Search the data for the string "this" and extract every line where it appears.

PROVIDED RECORDS »
++++

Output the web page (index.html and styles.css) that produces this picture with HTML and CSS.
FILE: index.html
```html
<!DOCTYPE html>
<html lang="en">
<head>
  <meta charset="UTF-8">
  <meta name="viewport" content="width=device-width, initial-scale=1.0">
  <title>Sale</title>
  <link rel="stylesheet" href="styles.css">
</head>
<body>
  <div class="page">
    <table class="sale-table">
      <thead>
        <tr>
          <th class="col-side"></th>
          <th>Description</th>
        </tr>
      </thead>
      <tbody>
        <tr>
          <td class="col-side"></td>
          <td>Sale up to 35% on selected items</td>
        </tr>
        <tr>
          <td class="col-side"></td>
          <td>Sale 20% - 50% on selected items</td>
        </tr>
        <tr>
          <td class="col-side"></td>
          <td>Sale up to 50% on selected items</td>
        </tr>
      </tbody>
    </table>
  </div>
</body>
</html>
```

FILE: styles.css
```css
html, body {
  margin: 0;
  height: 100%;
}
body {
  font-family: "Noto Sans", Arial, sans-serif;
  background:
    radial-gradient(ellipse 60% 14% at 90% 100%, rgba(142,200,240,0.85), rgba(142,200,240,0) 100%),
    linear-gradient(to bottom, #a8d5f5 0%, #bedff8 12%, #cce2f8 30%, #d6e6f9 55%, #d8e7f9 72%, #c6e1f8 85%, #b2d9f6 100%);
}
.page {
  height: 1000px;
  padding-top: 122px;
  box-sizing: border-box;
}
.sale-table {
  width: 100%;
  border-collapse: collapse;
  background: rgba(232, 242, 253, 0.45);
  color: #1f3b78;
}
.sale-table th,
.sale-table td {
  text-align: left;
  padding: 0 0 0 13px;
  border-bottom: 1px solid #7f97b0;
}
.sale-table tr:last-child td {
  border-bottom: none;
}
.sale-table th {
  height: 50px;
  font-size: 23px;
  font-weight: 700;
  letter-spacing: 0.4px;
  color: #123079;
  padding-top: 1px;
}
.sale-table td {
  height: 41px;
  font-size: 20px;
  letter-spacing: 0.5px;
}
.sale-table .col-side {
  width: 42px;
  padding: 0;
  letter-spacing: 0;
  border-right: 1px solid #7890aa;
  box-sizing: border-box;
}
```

++++

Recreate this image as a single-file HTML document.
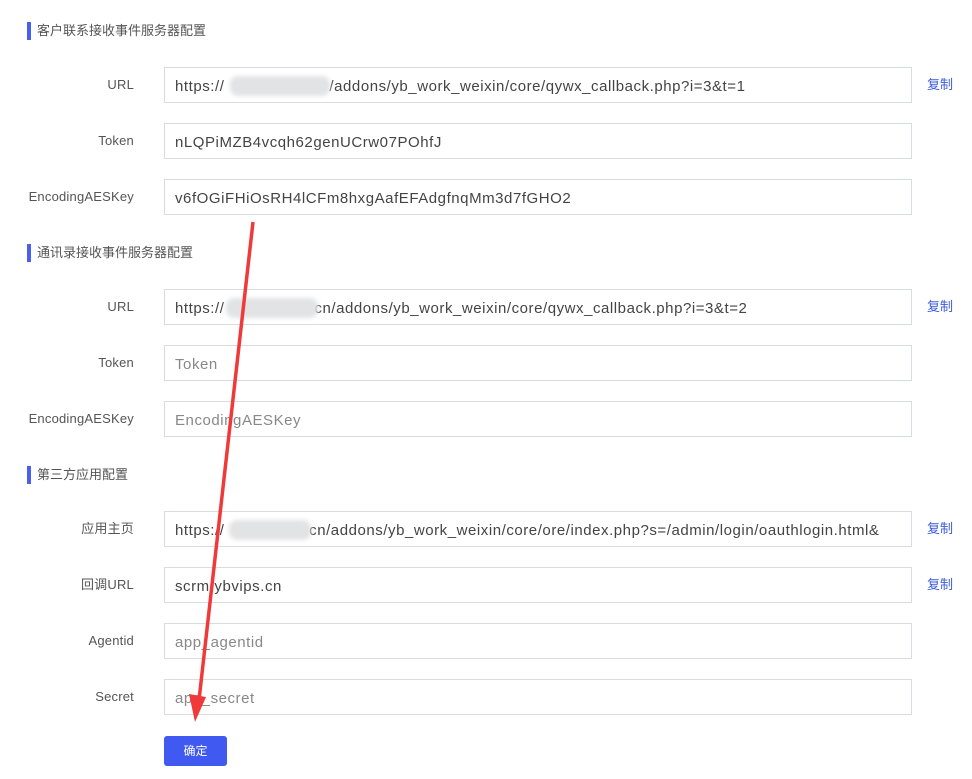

++++

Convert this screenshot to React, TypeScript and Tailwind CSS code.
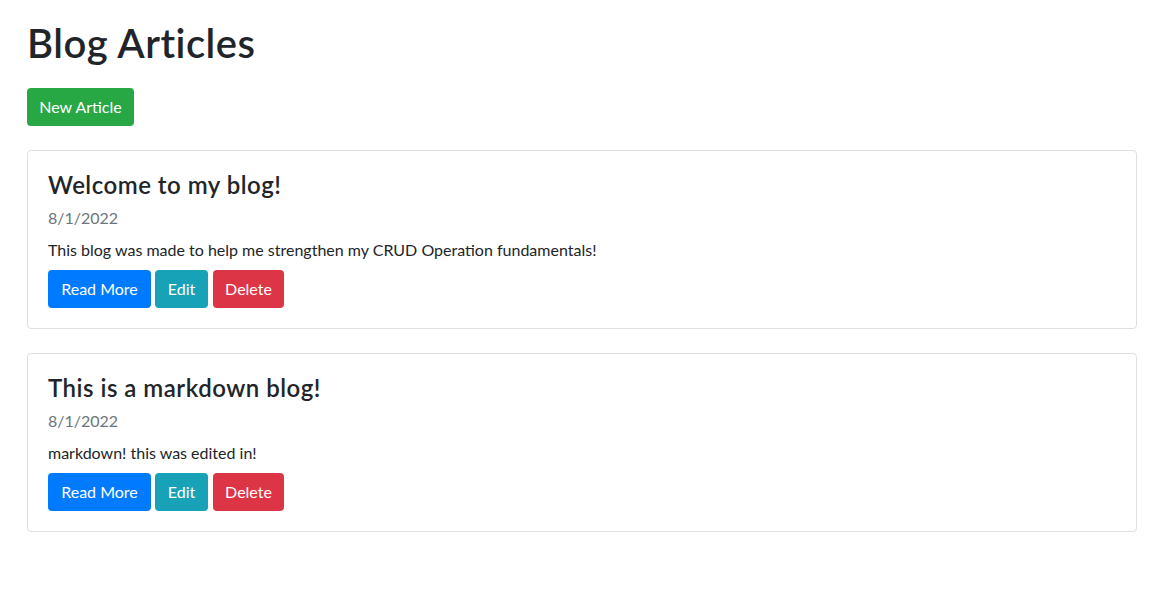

++++

TASK OUTPUT »
Output the web page (index.html and styles.css) that produces this picture with HTML and CSS.
Recreate this image as a single-file HTML document.
Convert this screenshot to React, TypeScript and Tailwind CSS code.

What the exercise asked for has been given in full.